■ **SET TASK**:
Reproduce the material below line by line, beginning with its first line and ending with the line that contains "import React from"; leave out pictures.

■ **SUPPLIED MATERIAL**:
—————

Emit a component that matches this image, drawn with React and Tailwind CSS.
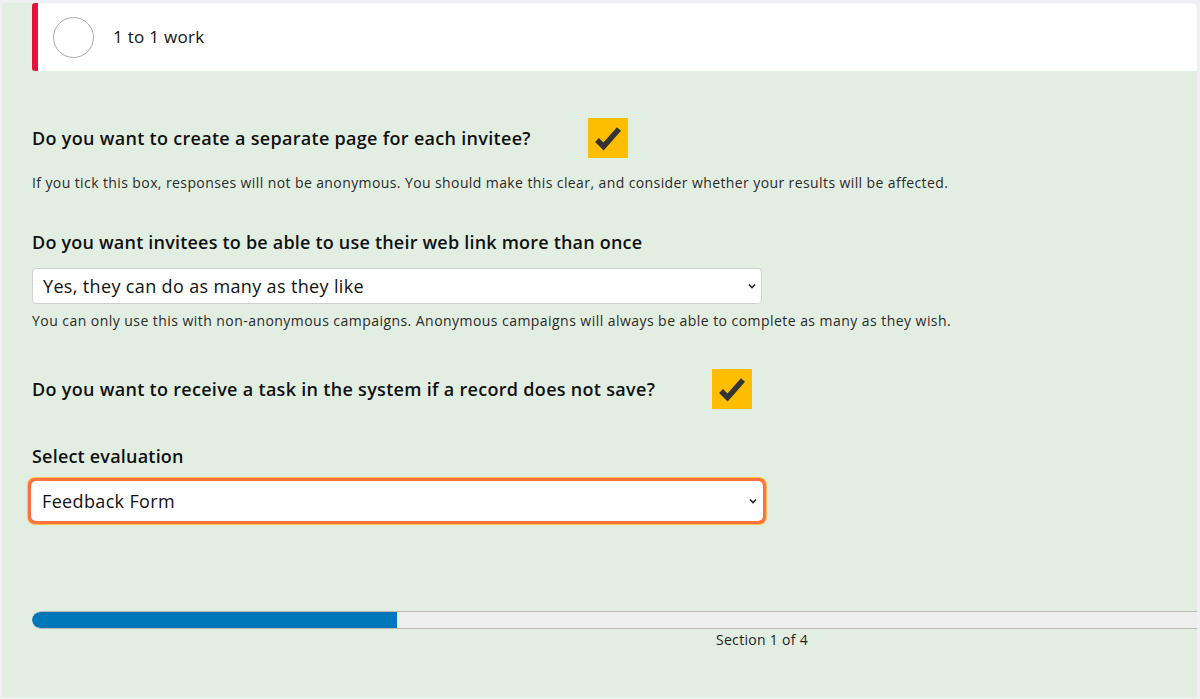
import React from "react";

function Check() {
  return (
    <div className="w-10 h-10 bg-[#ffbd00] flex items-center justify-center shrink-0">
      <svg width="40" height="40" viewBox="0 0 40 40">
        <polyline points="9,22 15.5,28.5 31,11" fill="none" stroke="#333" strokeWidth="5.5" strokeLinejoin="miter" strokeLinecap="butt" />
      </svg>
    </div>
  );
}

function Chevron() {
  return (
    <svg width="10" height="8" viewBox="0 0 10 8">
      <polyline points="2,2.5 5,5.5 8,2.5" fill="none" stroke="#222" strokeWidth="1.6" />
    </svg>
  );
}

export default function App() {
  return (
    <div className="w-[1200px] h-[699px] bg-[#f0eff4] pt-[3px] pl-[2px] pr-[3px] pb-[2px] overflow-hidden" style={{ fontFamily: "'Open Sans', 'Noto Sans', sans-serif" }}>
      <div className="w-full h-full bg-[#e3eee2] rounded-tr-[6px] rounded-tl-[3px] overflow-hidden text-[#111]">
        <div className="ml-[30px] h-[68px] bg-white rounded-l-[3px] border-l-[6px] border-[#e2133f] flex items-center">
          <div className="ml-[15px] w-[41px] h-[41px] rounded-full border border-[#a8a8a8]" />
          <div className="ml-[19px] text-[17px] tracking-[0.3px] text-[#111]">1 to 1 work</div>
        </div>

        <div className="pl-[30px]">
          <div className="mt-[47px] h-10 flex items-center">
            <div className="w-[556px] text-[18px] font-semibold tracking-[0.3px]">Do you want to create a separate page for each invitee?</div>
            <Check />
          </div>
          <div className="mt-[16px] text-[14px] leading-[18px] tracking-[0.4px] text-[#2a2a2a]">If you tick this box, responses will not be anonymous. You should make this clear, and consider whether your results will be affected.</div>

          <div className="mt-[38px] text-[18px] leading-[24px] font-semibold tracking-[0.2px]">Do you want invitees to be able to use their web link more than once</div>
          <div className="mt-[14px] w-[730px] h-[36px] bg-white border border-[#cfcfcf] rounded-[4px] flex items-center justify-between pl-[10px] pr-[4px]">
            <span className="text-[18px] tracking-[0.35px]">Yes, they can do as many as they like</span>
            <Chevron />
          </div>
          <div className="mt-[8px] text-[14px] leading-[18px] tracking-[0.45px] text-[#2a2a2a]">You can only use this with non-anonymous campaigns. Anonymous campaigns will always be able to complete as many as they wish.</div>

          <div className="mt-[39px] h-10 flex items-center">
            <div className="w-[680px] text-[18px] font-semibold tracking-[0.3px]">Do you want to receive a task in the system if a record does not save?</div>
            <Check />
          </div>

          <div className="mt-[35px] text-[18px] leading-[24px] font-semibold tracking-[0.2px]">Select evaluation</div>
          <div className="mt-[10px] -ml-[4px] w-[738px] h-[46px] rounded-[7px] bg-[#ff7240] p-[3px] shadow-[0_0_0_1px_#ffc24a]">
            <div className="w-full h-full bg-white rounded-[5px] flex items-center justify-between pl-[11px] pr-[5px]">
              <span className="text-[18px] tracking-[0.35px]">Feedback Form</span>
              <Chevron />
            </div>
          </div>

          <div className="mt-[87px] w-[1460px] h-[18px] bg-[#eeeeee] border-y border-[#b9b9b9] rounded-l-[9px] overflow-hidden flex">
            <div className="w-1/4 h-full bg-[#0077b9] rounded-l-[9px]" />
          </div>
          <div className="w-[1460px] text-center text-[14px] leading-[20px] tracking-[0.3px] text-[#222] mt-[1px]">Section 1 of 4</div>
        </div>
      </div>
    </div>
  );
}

—————

■ **THE REPLY**:
Emit a component that matches this image, drawn with React and Tailwind CSS.
import React from "react";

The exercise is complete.